In private, Nahaolelua tried to persuade the new king to name a successor so the kingdom would not face another succession crisis. However, after a short reign, Lunalilo died in 1874 without an heir to succeed to him. In the election that followed, David Kalākaua, ran against Queen Emma, the widow of Kamehameha IV.

On February 12, 1874, for the second time in Hawaiian history, a special session of the legislature was called to elect a new monarch, and Nahaolelua was chosen again as the President of the Legislative Assembly.
The assembly voted thirty-nine to six in favor of Kalākaua. The subsequent announcement caused a riot at the courthouse as Emmaite supporters attacked and beat the native legislators who had voted for Kalākaua. American and British troops were landed, and the rioters were arrested. Nahaolelua, a known supporter and friend of Queen Emma, had left the courthouse before the riot, to bring her the news of her defeat. She reportedly sent him back with the message: "If they could not obtain their desires now, perhaps they had better wait until the morrow, when a new election for Sovereign could be had." The next day Queen Emma asked Nahaolelua about the possibility of holding a second election which he refused.

==Later life and death==
After the accession of Kalākaua, Nahaolelua resigned the Governorship of Maui and was appointed to the new monarch's cabinet as Minister of Finance on February 17, 1874. However, due to failing health, he resigned the post on October 31, 1874, and returned to his residence in Lahaina, on the island of Maui.

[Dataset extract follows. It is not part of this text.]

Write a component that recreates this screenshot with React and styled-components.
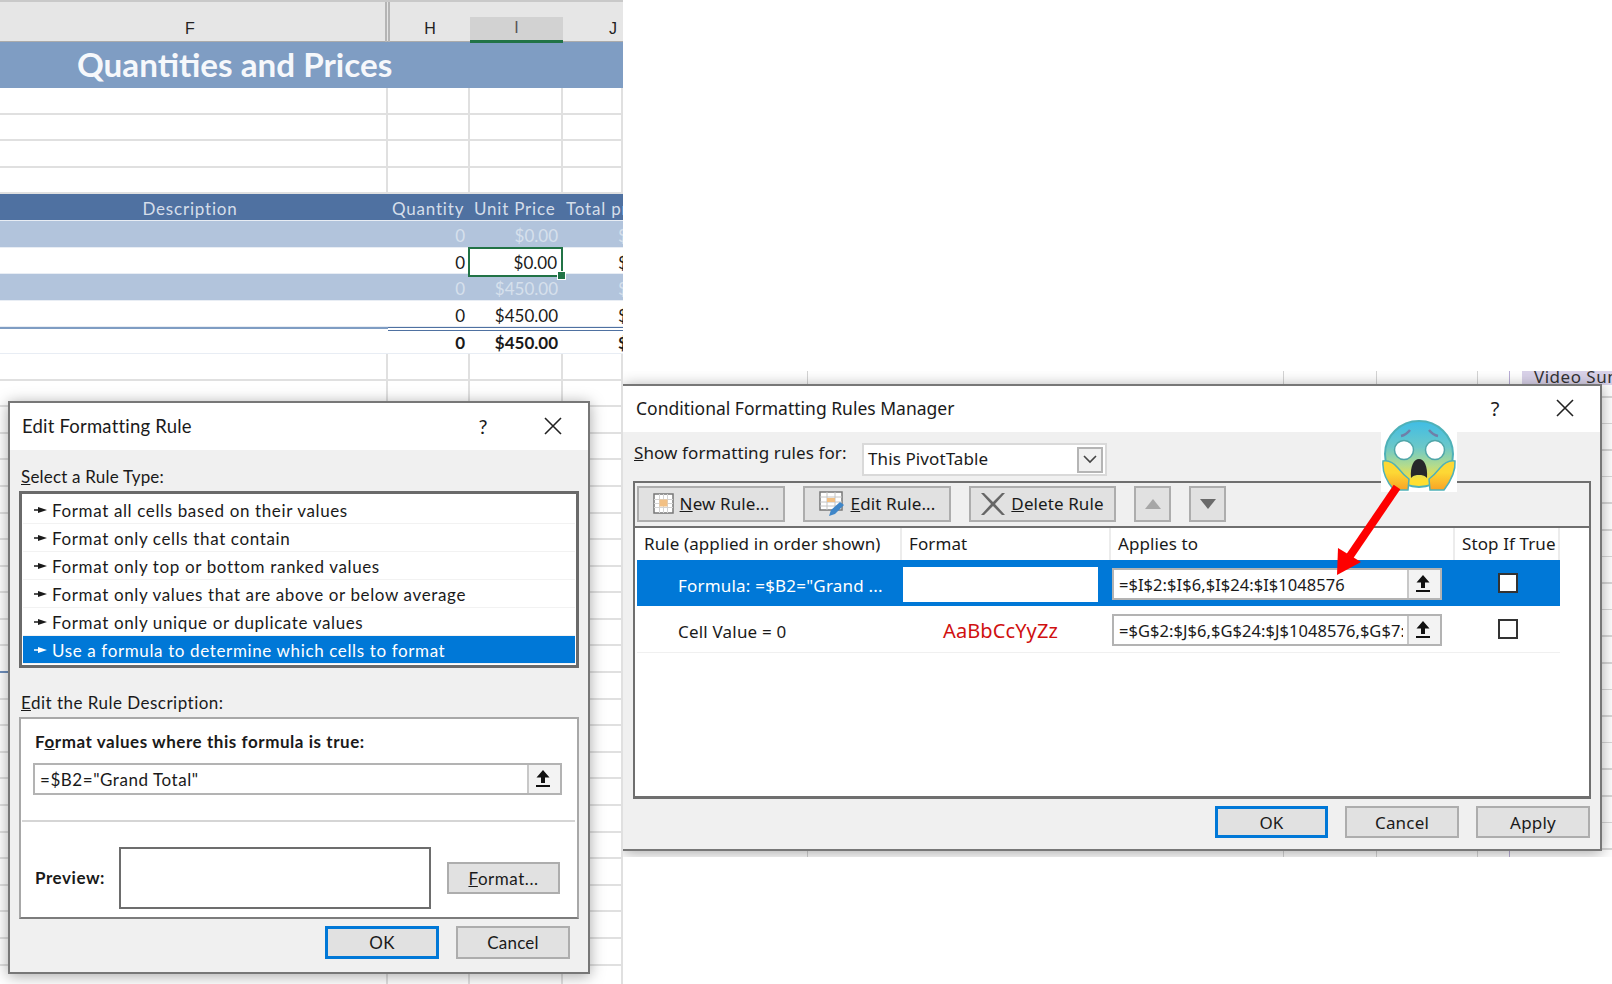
import styled, { createGlobalStyle } from "styled-components";

const uiFont = `"Noto Sans", "Open Sans", sans-serif`;
const sheetFont = `Lato, "Open Sans", sans-serif`;

const GlobalStyle = createGlobalStyle`
  html, body {
    margin: 0;
    background: #fff;
  }
  * {
    box-sizing: border-box;
  }
`;

const Page = styled.div`
  position: relative;
  width: 1612px;
  height: 984px;
  overflow: hidden;
  background: #fff;
  font-family: ${uiFont};
  color: #1a1a1a;
`;

/* left spreadsheet */
const LeftSheet = styled.div`
  position: absolute;
  left: 0;
  top: 0;
  width: 623px;
  height: 984px;
  overflow: hidden;
  font-family: ${sheetFont};
`;

const ColumnHeader = styled.div`
  display: grid;
  grid-template-columns: 388px 82px 93px 60px;
  height: 42px;
  background: #e6e6e6;
  border-top: 2px solid #c9c9c9;
  border-bottom: 1px solid #ababab;
`;

const ColumnLetter = styled.div`
  display: flex;
  align-items: flex-end;
  justify-content: center;
  padding-bottom: 2px;
  padding-left: ${(p) => p.$left || 0}px;
  padding-right: ${(p) => p.$right || 0}px;
  font: 16px/22px "Liberation Sans", Arial, sans-serif;
  color: #222;
  ${(p) => p.$active && `
    margin-top: 15px;
    margin-bottom: -1px;
    padding-bottom: 1px;
    background: #d2d2d2;
    border-bottom: 3px solid #217346;
    color: #555;
  `}
  ${(p) => p.$split && `
    margin-left: -3px;
    border-left: 5px double #b5b5b5;
  `}
`;

const TitleBand = styled.div`
  height: 46px;
  background: #7f9dc3;
  color: #f6f8fb;
  font-size: 33.2px;
  font-weight: 700;
  line-height: 45px;
  padding-left: 77px;
`;

const SheetRow = styled.div`
  display: grid;
  grid-template-columns: 388px 82px 93px 60px;
  height: 26.6px;
  white-space: nowrap;
  background: ${(p) => (p.$kind === "head" ? "#4f71a1" : p.$kind === "tint" ? "#b2c4dc" : "#fff")};
  color: ${(p) => (p.$kind === "head" ? "#d5deea" : p.$kind === "tint" ? "#d6e0ec" : "#1a1a1a")};
  font-weight: ${(p) => (p.$kind === "total" ? 700 : 400)};
  border-bottom: ${(p) => (p.$kind ? "1px solid #e8edf4" : "none")};
  letter-spacing: ${(p) => (p.$kind === "head" ? "0.8px" : "0")};
  font-size: 17px;
  line-height: 26px;
`;

const SheetCell = styled.div`
  text-align: ${(p) => p.$align || "right"};
  padding: ${(p) => (p.$grid ? 0 : 2)}px ${(p) => p.$pad || 5}px 0 ${(p) => p.$left || 0}px;
  overflow: hidden;
  ${(p) => p.$grid && `
    border-right: 2px solid #e0e0e0;
    border-bottom: 2px solid #e0e0e0;
  `}
  ${(p) => p.$ruled && `border-bottom: 2px solid #6f8fbc;`}
  ${(p) => p.$rule === "single" && `box-shadow: inset 0 2px 0 #7f9dc3;`}
  ${(p) => p.$rule === "double" && `border-top: 4px double #4f71a1; padding-top: 0; line-height: 24px;`}
`;

const SelectedCell = styled(SheetCell)`
  position: relative;
  z-index: 2;
  height: 30px;
  margin: -1px 0 -3px -2px;
  padding-top: 1px;
  padding-right: 4px;
  background: #fff;
  border: 2px solid #217346;
  overflow: visible;
  &::after {
    content: "";
    position: absolute;
    right: -5px;
    bottom: -5px;
    width: 7px;
    height: 7px;
    background: #217346;
    border: 1px solid #fff;
  }
`;

/* right spreadsheet behind the manager dialog */
const RightSheet = styled.div`
  position: absolute;
  left: 623px;
  top: 371px;
  width: 989px;
  height: 486px;
  overflow: hidden;
  background-color: #fff;
  background-image:
    linear-gradient(#d4d4d4, #d4d4d4), linear-gradient(#d4d4d4, #d4d4d4),
    linear-gradient(#d4d4d4, #d4d4d4), linear-gradient(#d4d4d4, #d4d4d4),
    linear-gradient(#b9add6, #b9add6),
    repeating-linear-gradient(#fff 0 25px, #d8d8d8 25px 26.6px);
  background-size: 1px 100%, 1px 100%, 1px 100%, 1px 100%, 1px 100%, 100% 100%;
  background-position: 184px 0, 660px 0, 753px 0, 854px 0, 886px 0, 0 0;
  background-repeat: no-repeat;
`;

const VideoTag = styled.div`
  position: absolute;
  left: 899px;
  top: 0;
  width: 90px;
  height: 14px;
  padding-left: 12px;
  overflow: hidden;
  background: #d9d2e9;
  font-size: 17px;
  letter-spacing: 0.5px;
  line-height: 11px;
  white-space: nowrap;
  color: #333;
`;

/* dialogs */
const Window = styled.div`
  position: absolute;
  display: flex;
  flex-direction: column;
  background: #f0f0f0;
  border: 2px solid #777;
  box-shadow: 0 2px 14px rgba(0, 0, 0, 0.35);
  font-size: 17px;
`;

const RuleWindow = styled(Window)`
  left: 8px;
  top: 401px;
  width: 582px;
  height: 573px;
  letter-spacing: 0.55px;
`;

const ManagerWindow = styled(Window)`
  left: 0;
  top: 13px;
  width: 979px;
  height: 467px;
  border-left: 0;
  letter-spacing: 0.1px;
`;

const TitleBar = styled.div`
  display: flex;
  align-items: center;
  flex-shrink: 0;
  height: ${(p) => p.$height}px;
  padding-left: ${(p) => p.$left}px;
  padding-right: 26px;
  padding-bottom: 2px;
  background: #fff;
  font-size: ${(p) => p.$size || 17.5}px;
  letter-spacing: ${(p) => p.$spacing || 0}px;
`;

const TitleText = styled.div`
  flex: 1;
  white-space: nowrap;
`;

const Help = styled.div`
  width: 14px;
  margin-right: 54px;
  text-align: center;
  font-size: 20px;
`;

const RuleBody = styled.div`
  display: flex;
  flex-direction: column;
  padding: 0 9px;
`;

const Label = styled.div`
  height: 20px;
  line-height: 20px;
  margin-top: ${(p) => p.$top}px;
  margin-bottom: 4px;
  padding-left: 2px;
  letter-spacing: ${(p) => p.$spacing}px;
  white-space: nowrap;
`;

const Key = styled.span`
  text-decoration: underline;
`;

const ListBox = styled.div`
  height: 177px;
  padding: 2px 1px 0;
  background: #fff;
  border: 3px solid #6a6a6a;
`;

const ListRow = styled.div`
  display: flex;
  align-items: center;
  gap: 4px;
  height: 28px;
  padding-left: 11px;
  padding-top: 1px;
  letter-spacing: 0.63px;
  white-space: nowrap;
  border-bottom: 1px solid #f2f2f2;
  background: ${(p) => (p.$selected ? "#0078d7" : "#fff")};
  color: ${(p) => (p.$selected ? "#fff" : "#1a1a1a")};
`;

const DescribeBox = styled.div`
  display: flex;
  flex-direction: column;
  height: 202px;
  padding-top: 13px;
  background: #fff;
  border: 2px solid #a8a8a8;
  border-bottom-color: #7c7c7c;
`;

const BoldLine = styled.div`
  height: 20px;
  line-height: 20px;
  margin-left: 14px;
  font-weight: 700;
  white-space: nowrap;
`;

const RefInput = styled.div`
  display: flex;
  flex-shrink: 0;
  height: 32px;
  padding-left: 5px;
  background: #fff;
  border: 2px solid #b3b3b3;
  line-height: 29px;
  white-space: nowrap;
  overflow: hidden;
`;

const FormulaInput = styled(RefInput)`
  width: 529px;
  margin: 11px 0 0 12px;
`;

const RefText = styled.div`
  flex: 1;
  margin-right: 4px;
  overflow: hidden;
`;

const RefButton = styled.div`
  display: flex;
  align-items: center;
  justify-content: center;
  flex-shrink: 0;
  width: 33px;
  padding-right: 3px;
  background: #f3f3f3;
  border-left: 2px solid #c8c8c8;
`;

const Divider = styled.div`
  height: 2px;
  margin: 25px 2px 25px 1px;
  background: #d5d5d5;
`;

const PreviewRow = styled.div`
  display: flex;
  align-items: center;
`;

const PreviewLabel = styled(BoldLine)`
  width: 84px;
`;

const PreviewBox = styled.div`
  width: 312px;
  height: 62px;
  margin-right: 16px;
  border: 2px solid #6d6d6d;
  background: #fff;
`;

const Button = styled.div`
  display: flex;
  align-items: center;
  justify-content: center;
  width: ${(p) => p.$w || 114}px;
  height: ${(p) => p.$h || 33}px;
  background: #e1e1e1;
  border: 2px solid ${(p) => (p.$primary ? "#0078d7" : "#adadad")};
  ${(p) => p.$primary && "border-width: 3px;"}
  white-space: nowrap;
`;

const Footer = styled.div`
  display: flex;
  justify-content: flex-end;
  gap: 17px;
  margin-top: 7px;
  padding-right: ${(p) => p.$right}px;
  letter-spacing: 0.2px;
`;

/* manager dialog */
const FilterRow = styled.div`
  display: flex;
  margin: 10px 0 5px 11px;
  padding-top: 1px;
`;

const FilterLabel = styled.div`
  width: 228px;
  height: 22px;
  line-height: 20px;
  letter-spacing: 0.1px;
  white-space: nowrap;
`;

const Combo = styled.div`
  display: flex;
  align-items: center;
  justify-content: space-between;
  width: 245px;
  height: 33px;
  padding: 0 2px 2px 4px;
  background: #fff;
  border: 2px solid #d9d9d9;
`;

const ComboArrow = styled.div`
  display: flex;
  align-items: center;
  justify-content: center;
  width: 26px;
  height: 26px;
  margin-bottom: -2px;
  background: #f0f0f0;
  border: 2px solid #b5b5b5;
`;

const GroupBox = styled.div`
  display: flex;
  flex-direction: column;
  width: 958px;
  height: 318px;
  margin-left: 10px;
  border: 2px solid #6f6f6f;
  border-bottom-width: 3px;
`;

const Toolbar = styled.div`
  display: flex;
  gap: 18px;
  flex-shrink: 0;
  height: 43px;
  padding: 3px 2px 0;
`;

const ToolButton = styled(Button)`
  gap: 6px;
  padding-bottom: 1px;
`;

const RuleList = styled.div`
  flex: 1;
  padding: 0 2px;
  background: #fff;
  border-top: 2px solid #6f6f6f;
`;

const RuleGrid = styled.div`
  display: grid;
  grid-template-columns: 265px 209px 344px 105px;
  width: 923px;
`;

const RuleHead = styled(RuleGrid)`
  height: 32px;
  line-height: 32px;
`;

const RuleHeadCell = styled.div`
  padding-left: 7px;
  border-right: 2px solid #ececec;
  white-space: nowrap;
  overflow: hidden;
`;

const RuleRow = styled(RuleGrid)`
  align-items: center;
  height: ${(p) => (p.$selected ? 46 : 47)}px;
  background: ${(p) => (p.$selected ? "#0078d7" : "#fff")};
  color: ${(p) => (p.$selected ? "#fff" : "#1a1a1a")};
  border-bottom: ${(p) => (p.$selected ? "none" : "1px solid #f0f0f0")};
`;

const RuleName = styled.div`
  padding-left: 41px;
  padding-top: 4px;
  letter-spacing: 0.2px;
  white-space: nowrap;
`;

const FormatCell = styled.div`
  display: flex;
  align-items: center;
  justify-content: center;
  width: 195px;
  height: 35px;
  margin-left: 1px;
  margin-top: 2px;
  color: #d01010;
  font-size: 20px;
  background: ${(p) => (p.$blank ? "#fff" : "transparent")};
`;

const AppliesInput = styled(RefInput)`
  width: 330px;
  margin: 2px 0 0 1px;
  color: #1a1a1a;
  font-size: 16.5px;
  letter-spacing: 0.05px;
  line-height: 30px;
`;

const CheckCell = styled.div`
  display: flex;
  justify-content: center;
`;

const CheckBox = styled.div`
  width: 20px;
  height: 20px;
  background: #fff;
  border: 2px solid #333;
`;

/* overlays */
const EmojiPin = styled.svg`
  position: absolute;
  left: 1381px;
  top: 420px;
`;

const ArrowPin = styled.svg`
  position: absolute;
  left: 1330px;
  top: 480px;
`;

const PointerIcon = () => (
  <svg width="14" height="10" viewBox="0 0 14 10">
    <path d="M0 4.200h4V2l9 3-9 3V5.800H0z" fill="currentColor" />
  </svg>
);

const UploadIcon = () => (
  <svg width="18" height="20" viewBox="0 0 18 20">
    <path d="M9 1 2.500 8.500H7V14h4V8.500h4.500z" fill="#111" />
    <rect x="2" y="16" width="14" height="2" fill="#111" />
  </svg>
);

const CloseIcon = () => (
  <svg width="18" height="18" viewBox="0 0 18 18">
    <path d="M1 1l16 16M17 1 1 17" stroke="#222" strokeWidth="1.6" fill="none" />
  </svg>
);

const NewRuleIcon = () => (
  <svg width="21" height="21" viewBox="0 0 21 21">
    <rect x="1" y="1" width="19" height="19" fill="#fff" stroke="#777" strokeWidth="1.5" />
    <path d="M1 6.500h19M1 10.500h19M1 14.500h19M6.500 1v19M10.500 1v19M14.500 1v19" stroke="#d4d4d4" strokeWidth="1" />
    <rect x="6.500" y="6.500" width="8" height="7" fill="#f2c084" />
  </svg>
);

const EditRuleIcon = () => (
  <svg width="26" height="26" viewBox="0 0 26 26">
    <rect x="1" y="1" width="22" height="18" fill="#fff" stroke="#777" strokeWidth="1.500" />
    <path d="M1 6h22M1 11h22M1 15h22M8 1v18M16 1v18" stroke="#c4c4c4" strokeWidth="1" />
    <rect x="8" y="7" width="8" height="4" fill="#f2c084" />
    <path d="M10 25l2-6 9-8 4 3-9 9z" fill="#3f86c8" />
  </svg>
);

const DeleteIcon = () => (
  <svg width="24" height="24" viewBox="0 0 24 24">
    <path d="M0 1h3l9 9 9-9h3L14 12l10 11h-3l-9-9-9 9H0l10-11z" fill="#666" />
  </svg>
);

const Triangle = ({ up, color }) => (
  <svg width="16" height="10" viewBox="0 0 16 10">
    <path d={up ? "M8 0l8 10H0z" : "M0 0h16L8 10z"} fill={color} />
  </svg>
);

const Chevron = () => (
  <svg width="14" height="9" viewBox="0 0 14 9">
    <path d="M1 1l6 6 6-6" stroke="#444" strokeWidth="1.6" fill="none" />
  </svg>
);

const ScreamEmoji = () => (
  <EmojiPin width="76" height="72" viewBox="0 0 76 72">
    <defs>
      <linearGradient id="face" x1="0" y1="0" x2="0" y2="1">
        <stop offset="0" stopColor="#3fbde6" />
        <stop offset="0.4" stopColor="#6cc8c8" />
        <stop offset="0.68" stopColor="#b4dc8c" />
        <stop offset="0.9" stopColor="#ffdf30" />
      </linearGradient>
      <linearGradient id="hand" x1="0" y1="0" x2="0" y2="1">
        <stop offset="0.4" stopColor="#fdd835" />
        <stop offset="1" stopColor="#f8a325" />
      </linearGradient>
    </defs>
    <rect x="0" y="12" width="76" height="60" fill="#fff" />
    <ellipse cx="38" cy="34" rx="34" ry="33" fill="url(#face)" stroke="#4fb1b8" strokeWidth="2" />
    <circle cx="23" cy="30" r="9.500" fill="#fff" stroke="#4fa5a8" strokeWidth="1.500" />
    <circle cx="54" cy="30" r="9.500" fill="#fff" stroke="#4fa5a8" strokeWidth="1.500" />
    <path d="M20 16q5-1 9-6M57 16q-5-1-9-6" stroke="#6f7fa8" strokeWidth="2.500" fill="none" />
    <path d="M30 58c-1-12 3-19 8-19s9 7 8 19c-3-3-5-3-8-3s-5 0-8 3z" fill="#26282a" />
    <path d="M2 41c5-1 10 1 15 7 4 5 7 8 11 11l-1 11H13C6 62 1 52 2 41z" fill="url(#hand)" stroke="#4fb1b8" strokeWidth="1.500" />
    <path d="M74 41c-5-1-10 1-15 7-4 5-7 8-11 11l1 11h14c6-8 12-18 11-29z" fill="url(#hand)" stroke="#4fb1b8" strokeWidth="1.500" />
  </EmojiPin>
);

const RedArrow = () => (
  <ArrowPin width="75" height="100" viewBox="0 0 75 100">
    <path d="M67 7 20 76" stroke="#fe0000" strokeWidth="8" fill="none" />
    <path d="M7 95 8 68 31 82z" fill="#fe0000" />
  </ArrowPin>
);

const ruleTypes = [
  "Format all cells based on their values",
  "Format only cells that contain",
  "Format only top or bottom ranked values",
  "Format only values that are above or below average",
  "Format only unique or duplicate values",
  "Use a formula to determine which cells to format",
];

const dataRows = [
  { kind: "tint", qty: "0", price: "$0.00" },
  { kind: "plain", qty: "0", price: "$0.00", selected: true },
  { kind: "tint", qty: "0", price: "$450.00" },
  { kind: "plain", qty: "0", price: "$450.00" },
  { kind: "total", qty: "0", price: "$450.00" },
];

const BlankRow = ({ ruled }) => (
  <SheetRow>
    <SheetCell $grid $ruled={ruled} />
    <SheetCell $grid />
    <SheetCell $grid />
    <SheetCell $grid />
  </SheetRow>
);

function Spreadsheet() {
  return (
    <>
      <ColumnHeader>
        <ColumnLetter $right={8}>F</ColumnLetter>
        <ColumnLetter $split>H</ColumnLetter>
        <ColumnLetter $active>I</ColumnLetter>
        <ColumnLetter $left={40}>J</ColumnLetter>
      </ColumnHeader>
      <TitleBand>Quantities and Prices</TitleBand>
      {[0, 1, 2, 3].map((i) => (
        <BlankRow key={i} />
      ))}
      <SheetRow $kind="head">
        <SheetCell $align="center" $pad={8}>Description</SheetCell>
        <SheetCell $pad={1} $left={4} $align="left">Quantity</SheetCell>
        <SheetCell $align="left" $left={4}>Unit Price</SheetCell>
        <SheetCell $align="left" $left={3} $pad={1}>Total price</SheetCell>
      </SheetRow>
      {dataRows.map((row, i) => {
        const PriceCell = row.selected ? SelectedCell : SheetCell;
        const total = row.kind === "total";
        return (
          <SheetRow key={i} $kind={row.kind}>
            <SheetCell $rule={total ? "single" : undefined} />
            <SheetCell $rule={total ? "double" : undefined}>{row.qty}</SheetCell>
            <PriceCell $rule={total ? "double" : undefined}>{row.price}</PriceCell>
            <SheetCell $rule={total ? "double" : undefined} $align="left" $left={55} $pad={1}>$</SheetCell>
          </SheetRow>
        );
      })}
      {Array.from({ length: 24 }, (_, i) => (
        <BlankRow key={i} ruled={i === 11} />
      ))}
      <RuleWindow>
        <TitleBar $height={47} $left={12} $size={18.5} $spacing={0.2}>
          <TitleText>Edit Formatting Rule</TitleText>
          <Help>?</Help>
          <CloseIcon />
        </TitleBar>
        <RuleBody>
          <Label $top={17} $spacing={0.2}><Key>S</Key>elect a Rule Type:</Label>
          <ListBox>
            {ruleTypes.map((text, i) => (
              <ListRow key={text} $selected={i === 5}>
                <PointerIcon />
                {text}
              </ListRow>
            ))}
          </ListBox>
          <Label $top={25} $spacing={0.48}><Key>E</Key>dit the Rule Description:</Label>
          <DescribeBox>
            <BoldLine>F<Key>o</Key>rmat values where this formula is true:</BoldLine>
            <FormulaInput>
              <RefText>=$B2="Grand Total"</RefText>
              <RefButton><UploadIcon /></RefButton>
            </FormulaInput>
            <Divider />
            <PreviewRow>
              <PreviewLabel>Preview:</PreviewLabel>
              <PreviewBox />
              <Button $h={32} $w={113}><span><Key>F</Key>ormat...</span></Button>
            </PreviewRow>
          </DescribeBox>
          <Footer $right={9}>
            <Button $primary>OK</Button>
            <Button>Cancel</Button>
          </Footer>
        </RuleBody>
      </RuleWindow>
    </>
  );
}

function RulesManager() {
  return (
    <ManagerWindow>
      <TitleBar $height={46} $left={13}>
        <TitleText>Conditional Formatting Rules Manager</TitleText>
        <Help>?</Help>
        <CloseIcon />
      </TitleBar>
      <FilterRow>
        <FilterLabel><Key>S</Key>how formatting rules for:</FilterLabel>
        <Combo>
          This PivotTable
          <ComboArrow><Chevron /></ComboArrow>
        </Combo>
      </FilterRow>
      <GroupBox>
        <Toolbar>
          <ToolButton $w={148} $h={36}><NewRuleIcon /><span><Key>N</Key>ew Rule...</span></ToolButton>
          <ToolButton $w={148} $h={36}><EditRuleIcon /><span><Key>E</Key>dit Rule...</span></ToolButton>
          <ToolButton $w={147} $h={36}><DeleteIcon /><span><Key>D</Key>elete Rule</span></ToolButton>
          <Button $w={37} $h={36}><Triangle up color="#a6a6a6" /></Button>
          <Button $w={37} $h={36}><Triangle color="#6a6a6a" /></Button>
        </Toolbar>
        <RuleList>
          <RuleHead>
            <RuleHeadCell>Rule (applied in order shown)</RuleHeadCell>
            <RuleHeadCell>Format</RuleHeadCell>
            <RuleHeadCell>Applies to</RuleHeadCell>
            <RuleHeadCell>Stop If True</RuleHeadCell>
          </RuleHead>
          <RuleRow $selected>
            <RuleName>Formula: =$B2="Grand ...</RuleName>
            <FormatCell $blank />
            <AppliesInput>
              <RefText>=$I$2:$I$6,$I$24:$I$1048576</RefText>
              <RefButton><UploadIcon /></RefButton>
            </AppliesInput>
            <CheckCell><CheckBox /></CheckCell>
          </RuleRow>
          <RuleRow>
            <RuleName>Cell Value = 0</RuleName>
            <FormatCell>AaBbCcYyZz</FormatCell>
            <AppliesInput>
              <RefText>=$G$2:$J$6,$G$24:$J$1048576,$G$7:$J$23</RefText>
              <RefButton><UploadIcon /></RefButton>
            </AppliesInput>
            <CheckCell><CheckBox /></CheckCell>
          </RuleRow>
        </RuleList>
      </GroupBox>
      <Footer $right={10}>
        <Button $primary $w={113} $h={32}>OK</Button>
        <Button $h={32}>Cancel</Button>
        <Button $h={32}>Apply</Button>
      </Footer>
    </ManagerWindow>
  );
}

export default function App() {
  return (
    <>
      <GlobalStyle />
      <Page>
        <RightSheet>
          <VideoTag>Video Summary</VideoTag>
          <RulesManager />
        </RightSheet>
        <LeftSheet>
          <Spreadsheet />
        </LeftSheet>
        <ScreamEmoji />
        <RedArrow />
      </Page>
    </>
  );
}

After being ill for a few months Nahaolelua died on September 5 or 15, 1875, at his residence in Lahaina at the age of sixty-nine. Forgoing a lavish state funeral traditionally given to a person of his rank, his funeral was held the same day as his death, and he was buried in a plain pine coffin in a prepared vault at the Anglican Hale Aloha Cemetery in Lahaina.

==Marriage and descendants==
Nahaolelua married Helekunihi (died 1888) and had one son Obid (sometimes spelled Obed), who died shortly after birth on March 20, 1858. A second child, who also died young, is mentioned in Nahaolelua's obituary but not named.
Under the Hawaiian tradition of hānai, they adopted Edward George Huakini (better known simply as "Kia"), the son of Helekunihi's brother Aki and Kaʻaiohelo. Kia Nahaolelua (1852–1901) became the sole heir of Governor Nahaolelua's estate after his death. Kia married Elizabeth Kahele Manawaola St. John (1852–1909), who served as lady-in-waiting to Queen Liliuokalani and accompanied her to Washington, DC during her 1897 trip to protest American annexation of Hawaii. They had nine children many of whose descendants are alive to this day.

==Honours==
- Knight Commander of the Royal Order of Kamehameha I.